The aforementioned Fear And Loathing In Las Vegas is undoubtedly his most famous work,  a monolith of excess and depravity seared across America's most grotesque altar to consumption and vice. It is the starting point for most into the world of Hunter S. Thompson, and is also his funeral eulogy for the spirit of the 60's. The nihilistic search for a thrill that Thompson (masquerading as Raoul Duke) and his unnamed Samoan attorney (a comic exaggeration of Thompson's real life friend and confidant Oscar Acosta) undertake in Nevada is born out of a sadness that the hippy spirit of the decade before did not bring about universal peace and love, but instead opened up America to the "grim meathook realities" of what absolute freedom really meant. The famously Herculean consumption of narcotics undertaken in the book is also inspired by the death of the  60's, a sly comment on how the spiritualistic nature of drugs as preached by Timothy Leary descended into the hedonistic need for a chemical buzz that fuelled the 70's, and as it remains to this day. The book came as a howled requiem for the Beat Movement, the generosity and revolutionary zeal of writers such as Jack Kerouac and Allen Ginsberg replaced with a scowling, dark commentary on how the world failed to live up to the promise of the Hippy Dream, and wistfully looking back on how pathetic and futile the whole movement had been.

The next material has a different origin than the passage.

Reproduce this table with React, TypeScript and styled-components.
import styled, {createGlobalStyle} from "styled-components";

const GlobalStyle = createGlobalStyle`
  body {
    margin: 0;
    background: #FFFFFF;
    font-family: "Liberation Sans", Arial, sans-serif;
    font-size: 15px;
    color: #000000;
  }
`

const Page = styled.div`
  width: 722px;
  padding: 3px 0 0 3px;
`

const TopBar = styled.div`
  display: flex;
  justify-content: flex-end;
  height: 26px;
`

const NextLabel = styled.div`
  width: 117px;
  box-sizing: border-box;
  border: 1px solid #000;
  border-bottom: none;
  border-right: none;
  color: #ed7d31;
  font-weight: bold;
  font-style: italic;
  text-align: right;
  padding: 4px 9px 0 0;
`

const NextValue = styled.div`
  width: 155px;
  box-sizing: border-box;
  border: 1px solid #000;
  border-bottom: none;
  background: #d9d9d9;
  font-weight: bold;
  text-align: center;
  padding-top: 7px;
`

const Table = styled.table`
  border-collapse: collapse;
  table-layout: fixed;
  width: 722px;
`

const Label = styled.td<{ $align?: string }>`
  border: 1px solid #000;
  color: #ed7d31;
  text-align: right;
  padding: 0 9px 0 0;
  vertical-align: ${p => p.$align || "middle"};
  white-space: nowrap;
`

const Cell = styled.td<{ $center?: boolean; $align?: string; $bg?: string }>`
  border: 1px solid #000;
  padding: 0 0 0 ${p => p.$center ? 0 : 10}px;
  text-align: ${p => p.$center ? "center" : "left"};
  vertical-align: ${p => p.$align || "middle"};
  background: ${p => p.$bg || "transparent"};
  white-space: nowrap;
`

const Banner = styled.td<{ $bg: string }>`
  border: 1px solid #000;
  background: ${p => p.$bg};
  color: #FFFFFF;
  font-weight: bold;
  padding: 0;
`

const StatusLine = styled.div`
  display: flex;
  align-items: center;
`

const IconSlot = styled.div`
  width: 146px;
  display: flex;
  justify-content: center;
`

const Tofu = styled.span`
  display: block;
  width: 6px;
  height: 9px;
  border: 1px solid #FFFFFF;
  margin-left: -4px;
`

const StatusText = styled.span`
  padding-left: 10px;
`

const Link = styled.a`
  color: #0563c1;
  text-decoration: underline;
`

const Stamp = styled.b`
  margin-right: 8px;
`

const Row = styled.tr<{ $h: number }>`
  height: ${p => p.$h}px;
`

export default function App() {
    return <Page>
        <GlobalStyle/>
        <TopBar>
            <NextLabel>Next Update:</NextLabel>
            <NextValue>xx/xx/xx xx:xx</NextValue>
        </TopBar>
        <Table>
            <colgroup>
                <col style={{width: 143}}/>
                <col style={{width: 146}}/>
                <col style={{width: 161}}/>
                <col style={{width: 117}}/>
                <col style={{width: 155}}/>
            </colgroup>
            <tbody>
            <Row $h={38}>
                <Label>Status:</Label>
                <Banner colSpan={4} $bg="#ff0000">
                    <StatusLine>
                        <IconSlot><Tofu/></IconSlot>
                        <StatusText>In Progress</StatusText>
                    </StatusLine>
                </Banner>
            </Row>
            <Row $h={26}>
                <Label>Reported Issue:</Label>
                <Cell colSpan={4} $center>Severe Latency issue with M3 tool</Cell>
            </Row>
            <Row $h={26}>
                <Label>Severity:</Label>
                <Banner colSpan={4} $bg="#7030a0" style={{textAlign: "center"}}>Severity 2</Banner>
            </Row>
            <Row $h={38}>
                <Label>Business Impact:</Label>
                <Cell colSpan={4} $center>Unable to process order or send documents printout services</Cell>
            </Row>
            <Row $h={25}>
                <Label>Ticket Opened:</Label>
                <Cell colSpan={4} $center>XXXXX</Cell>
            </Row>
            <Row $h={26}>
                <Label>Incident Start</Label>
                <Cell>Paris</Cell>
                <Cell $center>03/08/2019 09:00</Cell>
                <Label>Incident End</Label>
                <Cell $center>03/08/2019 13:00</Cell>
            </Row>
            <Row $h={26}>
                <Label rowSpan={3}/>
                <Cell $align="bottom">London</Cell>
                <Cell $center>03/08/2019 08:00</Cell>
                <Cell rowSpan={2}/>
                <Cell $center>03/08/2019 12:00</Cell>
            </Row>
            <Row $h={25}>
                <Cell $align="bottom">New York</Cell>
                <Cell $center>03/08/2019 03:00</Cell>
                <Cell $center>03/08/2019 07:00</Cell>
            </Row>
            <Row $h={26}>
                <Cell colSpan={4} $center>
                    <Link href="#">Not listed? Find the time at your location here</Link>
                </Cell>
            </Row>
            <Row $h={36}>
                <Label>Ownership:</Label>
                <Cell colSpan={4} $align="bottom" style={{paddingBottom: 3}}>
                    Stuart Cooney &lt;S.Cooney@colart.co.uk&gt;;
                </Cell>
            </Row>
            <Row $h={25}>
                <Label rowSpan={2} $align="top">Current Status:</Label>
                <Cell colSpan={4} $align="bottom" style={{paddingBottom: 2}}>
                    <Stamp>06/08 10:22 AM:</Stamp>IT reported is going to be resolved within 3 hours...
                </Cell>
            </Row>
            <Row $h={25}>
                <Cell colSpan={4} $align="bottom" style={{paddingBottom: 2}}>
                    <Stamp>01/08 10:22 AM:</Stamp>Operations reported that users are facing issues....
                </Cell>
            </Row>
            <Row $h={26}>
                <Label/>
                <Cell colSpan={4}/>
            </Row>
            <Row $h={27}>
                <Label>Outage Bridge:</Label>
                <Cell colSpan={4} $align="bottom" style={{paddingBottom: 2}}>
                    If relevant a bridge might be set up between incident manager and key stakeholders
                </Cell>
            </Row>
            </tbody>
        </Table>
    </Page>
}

We must remember him as a man with one face looking back at John F Kennedy, the closest a politician could get to an everyman, and looking towards George McGovern with his other face as he asks for three margaritas and six beers for lunch. There are few ways to summarise the man's viewpoint without giving way to his own words, as he was more eloquent than we can ever be: "There are times, however, and this is one of them, when even being right feels wrong. What do you say, for instance, about a generation that has been taught that rain is poison and sex is death? If making love might be fatal and if a cool spring breeze on any summer afternoon can turn a crystal blue lake into a puddle of black poison right in front of your eyes, there is not much left except TV and relentless masturbation. It's a strange world. Some people get rich and others eat shit and die."